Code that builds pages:

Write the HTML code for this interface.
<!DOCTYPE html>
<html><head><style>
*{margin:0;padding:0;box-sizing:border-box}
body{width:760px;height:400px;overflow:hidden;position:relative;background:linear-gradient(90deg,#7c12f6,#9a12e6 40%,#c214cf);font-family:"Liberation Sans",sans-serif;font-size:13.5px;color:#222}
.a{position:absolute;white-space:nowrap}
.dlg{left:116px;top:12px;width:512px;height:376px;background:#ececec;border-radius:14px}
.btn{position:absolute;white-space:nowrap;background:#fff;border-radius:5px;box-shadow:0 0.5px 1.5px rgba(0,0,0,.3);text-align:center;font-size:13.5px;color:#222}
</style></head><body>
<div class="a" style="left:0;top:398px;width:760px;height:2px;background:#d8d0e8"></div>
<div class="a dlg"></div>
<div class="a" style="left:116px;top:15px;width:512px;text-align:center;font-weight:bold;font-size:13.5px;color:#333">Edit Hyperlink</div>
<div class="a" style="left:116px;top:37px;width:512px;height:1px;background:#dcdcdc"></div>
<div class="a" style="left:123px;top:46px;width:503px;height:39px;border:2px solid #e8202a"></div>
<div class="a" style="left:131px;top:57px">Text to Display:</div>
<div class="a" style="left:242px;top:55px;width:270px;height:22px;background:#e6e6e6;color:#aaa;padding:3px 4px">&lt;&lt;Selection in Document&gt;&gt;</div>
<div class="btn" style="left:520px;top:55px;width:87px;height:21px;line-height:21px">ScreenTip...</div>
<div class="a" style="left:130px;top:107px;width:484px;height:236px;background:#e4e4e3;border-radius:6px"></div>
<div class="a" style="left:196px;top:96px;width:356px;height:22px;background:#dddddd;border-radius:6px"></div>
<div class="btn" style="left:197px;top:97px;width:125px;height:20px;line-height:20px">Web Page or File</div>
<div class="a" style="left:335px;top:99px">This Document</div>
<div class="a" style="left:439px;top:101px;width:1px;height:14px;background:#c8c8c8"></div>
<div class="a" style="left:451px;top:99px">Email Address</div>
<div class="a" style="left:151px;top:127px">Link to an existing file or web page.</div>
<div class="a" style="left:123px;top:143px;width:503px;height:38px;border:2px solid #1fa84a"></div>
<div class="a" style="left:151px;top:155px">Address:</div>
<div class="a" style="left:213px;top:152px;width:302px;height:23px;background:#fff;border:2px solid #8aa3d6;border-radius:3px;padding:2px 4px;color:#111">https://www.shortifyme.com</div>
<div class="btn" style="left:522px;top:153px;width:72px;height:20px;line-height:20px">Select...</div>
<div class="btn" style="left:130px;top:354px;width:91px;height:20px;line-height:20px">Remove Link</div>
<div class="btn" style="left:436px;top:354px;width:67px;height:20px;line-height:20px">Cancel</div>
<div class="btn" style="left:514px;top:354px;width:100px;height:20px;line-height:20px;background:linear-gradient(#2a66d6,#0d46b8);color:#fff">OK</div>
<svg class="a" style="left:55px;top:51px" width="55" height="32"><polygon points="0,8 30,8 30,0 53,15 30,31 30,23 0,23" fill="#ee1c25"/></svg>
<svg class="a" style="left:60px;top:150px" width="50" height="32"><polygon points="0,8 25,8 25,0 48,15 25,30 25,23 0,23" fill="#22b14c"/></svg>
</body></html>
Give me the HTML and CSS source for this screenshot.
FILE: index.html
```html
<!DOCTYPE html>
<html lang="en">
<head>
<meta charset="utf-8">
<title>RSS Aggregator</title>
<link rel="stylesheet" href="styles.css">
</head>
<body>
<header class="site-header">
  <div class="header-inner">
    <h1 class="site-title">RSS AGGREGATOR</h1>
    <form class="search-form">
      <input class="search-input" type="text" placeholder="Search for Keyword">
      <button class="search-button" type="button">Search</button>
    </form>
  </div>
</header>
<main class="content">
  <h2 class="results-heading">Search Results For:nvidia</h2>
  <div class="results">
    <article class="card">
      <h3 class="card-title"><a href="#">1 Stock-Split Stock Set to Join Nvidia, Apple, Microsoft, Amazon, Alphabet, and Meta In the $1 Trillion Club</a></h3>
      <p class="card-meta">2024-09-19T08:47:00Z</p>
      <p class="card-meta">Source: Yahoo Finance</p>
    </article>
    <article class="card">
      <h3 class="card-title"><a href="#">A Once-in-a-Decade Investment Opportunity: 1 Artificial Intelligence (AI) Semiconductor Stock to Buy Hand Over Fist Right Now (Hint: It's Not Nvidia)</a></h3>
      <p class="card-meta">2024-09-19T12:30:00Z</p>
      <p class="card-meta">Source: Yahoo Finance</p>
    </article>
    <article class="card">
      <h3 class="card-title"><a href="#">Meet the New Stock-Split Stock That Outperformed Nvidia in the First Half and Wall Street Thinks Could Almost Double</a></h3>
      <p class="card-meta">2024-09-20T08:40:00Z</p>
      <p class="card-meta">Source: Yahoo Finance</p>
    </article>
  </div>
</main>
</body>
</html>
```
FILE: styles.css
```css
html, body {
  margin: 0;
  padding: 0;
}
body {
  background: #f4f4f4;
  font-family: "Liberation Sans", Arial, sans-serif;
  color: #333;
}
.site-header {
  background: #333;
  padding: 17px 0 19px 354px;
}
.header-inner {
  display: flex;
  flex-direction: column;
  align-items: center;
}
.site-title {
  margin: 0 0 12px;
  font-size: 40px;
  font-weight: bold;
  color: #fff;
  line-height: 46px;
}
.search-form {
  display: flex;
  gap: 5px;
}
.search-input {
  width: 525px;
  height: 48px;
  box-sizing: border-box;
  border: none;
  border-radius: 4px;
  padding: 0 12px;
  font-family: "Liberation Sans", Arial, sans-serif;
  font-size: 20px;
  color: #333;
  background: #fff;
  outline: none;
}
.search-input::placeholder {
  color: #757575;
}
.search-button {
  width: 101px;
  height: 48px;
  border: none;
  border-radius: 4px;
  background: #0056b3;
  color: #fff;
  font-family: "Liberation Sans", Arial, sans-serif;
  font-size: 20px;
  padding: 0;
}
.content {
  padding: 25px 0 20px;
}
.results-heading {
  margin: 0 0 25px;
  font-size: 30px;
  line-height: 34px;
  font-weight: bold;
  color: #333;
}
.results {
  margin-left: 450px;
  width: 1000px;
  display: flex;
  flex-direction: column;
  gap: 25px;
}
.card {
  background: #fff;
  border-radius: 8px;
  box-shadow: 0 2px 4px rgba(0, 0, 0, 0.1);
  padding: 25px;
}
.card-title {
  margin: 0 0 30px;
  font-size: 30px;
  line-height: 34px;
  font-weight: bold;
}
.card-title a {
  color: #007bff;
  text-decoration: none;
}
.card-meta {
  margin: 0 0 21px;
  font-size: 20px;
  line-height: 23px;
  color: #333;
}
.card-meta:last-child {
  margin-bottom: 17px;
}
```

WRITTEN TASK —
Reproduce every entry shown above, precisely as it stands.

SOLUTION —
Write the HTML code for this interface.
<!DOCTYPE html>
<html><head><style>
*{margin:0;padding:0;box-sizing:border-box}
body{width:760px;height:400px;overflow:hidden;position:relative;background:linear-gradient(90deg,#7c12f6,#9a12e6 40%,#c214cf);font-family:"Liberation Sans",sans-serif;font-size:13.5px;color:#222}
.a{position:absolute;white-space:nowrap}
.dlg{left:116px;top:12px;width:512px;height:376px;background:#ececec;border-radius:14px}
.btn{position:absolute;white-space:nowrap;background:#fff;border-radius:5px;box-shadow:0 0.5px 1.5px rgba(0,0,0,.3);text-align:center;font-size:13.5px;color:#222}
</style></head><body>
<div class="a" style="left:0;top:398px;width:760px;height:2px;background:#d8d0e8"></div>
<div class="a dlg"></div>
<div class="a" style="left:116px;top:15px;width:512px;text-align:center;font-weight:bold;font-size:13.5px;color:#333">Edit Hyperlink</div>
<div class="a" style="left:116px;top:37px;width:512px;height:1px;background:#dcdcdc"></div>
<div class="a" style="left:123px;top:46px;width:503px;height:39px;border:2px solid #e8202a"></div>
<div class="a" style="left:131px;top:57px">Text to Display:</div>
<div class="a" style="left:242px;top:55px;width:270px;height:22px;background:#e6e6e6;color:#aaa;padding:3px 4px">&lt;&lt;Selection in Document&gt;&gt;</div>
<div class="btn" style="left:520px;top:55px;width:87px;height:21px;line-height:21px">ScreenTip...</div>
<div class="a" style="left:130px;top:107px;width:484px;height:236px;background:#e4e4e3;border-radius:6px"></div>
<div class="a" style="left:196px;top:96px;width:356px;height:22px;background:#dddddd;border-radius:6px"></div>
<div class="btn" style="left:197px;top:97px;width:125px;height:20px;line-height:20px">Web Page or File</div>
<div class="a" style="left:335px;top:99px">This Document</div>
<div class="a" style="left:439px;top:101px;width:1px;height:14px;background:#c8c8c8"></div>
<div class="a" style="left:451px;top:99px">Email Address</div>
<div class="a" style="left:151px;top:127px">Link to an existing file or web page.</div>
<div class="a" style="left:123px;top:143px;width:503px;height:38px;border:2px solid #1fa84a"></div>
<div class="a" style="left:151px;top:155px">Address:</div>
<div class="a" style="left:213px;top:152px;width:302px;height:23px;background:#fff;border:2px solid #8aa3d6;border-radius:3px;padding:2px 4px;color:#111">https://www.shortifyme.com</div>
<div class="btn" style="left:522px;top:153px;width:72px;height:20px;line-height:20px">Select...</div>
<div class="btn" style="left:130px;top:354px;width:91px;height:20px;line-height:20px">Remove Link</div>
<div class="btn" style="left:436px;top:354px;width:67px;height:20px;line-height:20px">Cancel</div>
<div class="btn" style="left:514px;top:354px;width:100px;height:20px;line-height:20px;background:linear-gradient(#2a66d6,#0d46b8);color:#fff">OK</div>
<svg class="a" style="left:55px;top:51px" width="55" height="32"><polygon points="0,8 30,8 30,0 53,15 30,31 30,23 0,23" fill="#ee1c25"/></svg>
<svg class="a" style="left:60px;top:150px" width="50" height="32"><polygon points="0,8 25,8 25,0 48,15 25,30 25,23 0,23" fill="#22b14c"/></svg>
</body></html>
Give me the HTML and CSS source for this screenshot.
FILE: index.html
```html
<!DOCTYPE html>
<html lang="en">
<head>
<meta charset="utf-8">
<title>RSS Aggregator</title>
<link rel="stylesheet" href="styles.css">
</head>
<body>
<header class="site-header">
  <div class="header-inner">
    <h1 class="site-title">RSS AGGREGATOR</h1>
    <form class="search-form">
      <input class="search-input" type="text" placeholder="Search for Keyword">
      <button class="search-button" type="button">Search</button>
    </form>
  </div>
</header>
<main class="content">
  <h2 class="results-heading">Search Results For:nvidia</h2>
  <div class="results">
    <article class="card">
      <h3 class="card-title"><a href="#">1 Stock-Split Stock Set to Join Nvidia, Apple, Microsoft, Amazon, Alphabet, and Meta In the $1 Trillion Club</a></h3>
      <p class="card-meta">2024-09-19T08:47:00Z</p>
      <p class="card-meta">Source: Yahoo Finance</p>
    </article>
    <article class="card">
      <h3 class="card-title"><a href="#">A Once-in-a-Decade Investment Opportunity: 1 Artificial Intelligence (AI) Semiconductor Stock to Buy Hand Over Fist Right Now (Hint: It's Not Nvidia)</a></h3>
      <p class="card-meta">2024-09-19T12:30:00Z</p>
      <p class="card-meta">Source: Yahoo Finance</p>
    </article>
    <article class="card">
      <h3 class="card-title"><a href="#">Meet the New Stock-Split Stock That Outperformed Nvidia in the First Half and Wall Street Thinks Could Almost Double</a></h3>
      <p class="card-meta">2024-09-20T08:40:00Z</p>
      <p class="card-meta">Source: Yahoo Finance</p>
    </article>
  </div>
</main>
</body>
</html>
```
FILE: styles.css
```css
html, body {
  margin: 0;
  padding: 0;
}
body {
  background: #f4f4f4;
  font-family: "Liberation Sans", Arial, sans-serif;
  color: #333;
}
.site-header {
  background: #333;
  padding: 17px 0 19px 354px;
}
.header-inner {
  display: flex;
  flex-direction: column;
  align-items: center;
}
.site-title {
  margin: 0 0 12px;
  font-size: 40px;
  font-weight: bold;
  color: #fff;
  line-height: 46px;
}
.search-form {
  display: flex;
  gap: 5px;
}
.search-input {
  width: 525px;
  height: 48px;
  box-sizing: border-box;
  border: none;
  border-radius: 4px;
  padding: 0 12px;
  font-family: "Liberation Sans", Arial, sans-serif;
  font-size: 20px;
  color: #333;
  background: #fff;
  outline: none;
}
.search-input::placeholder {
  color: #757575;
}
.search-button {
  width: 101px;
  height: 48px;
  border: none;
  border-radius: 4px;
  background: #0056b3;
  color: #fff;
  font-family: "Liberation Sans", Arial, sans-serif;
  font-size: 20px;
  padding: 0;
}
.content {
  padding: 25px 0 20px;
}
.results-heading {
  margin: 0 0 25px;
  font-size: 30px;
  line-height: 34px;
  font-weight: bold;
  color: #333;
}
.results {
  margin-left: 450px;
  width: 1000px;
  display: flex;
  flex-direction: column;
  gap: 25px;
}
.card {
  background: #fff;
  border-radius: 8px;
  box-shadow: 0 2px 4px rgba(0, 0, 0, 0.1);
  padding: 25px;
}
.card-title {
  margin: 0 0 30px;
  font-size: 30px;
  line-height: 34px;
  font-weight: bold;
}
.card-title a {
  color: #007bff;
  text-decoration: none;
}
.card-meta {
  margin: 0 0 21px;
  font-size: 20px;
  line-height: 23px;
  color: #333;
}
.card-meta:last-child {
  margin-bottom: 17px;
}
```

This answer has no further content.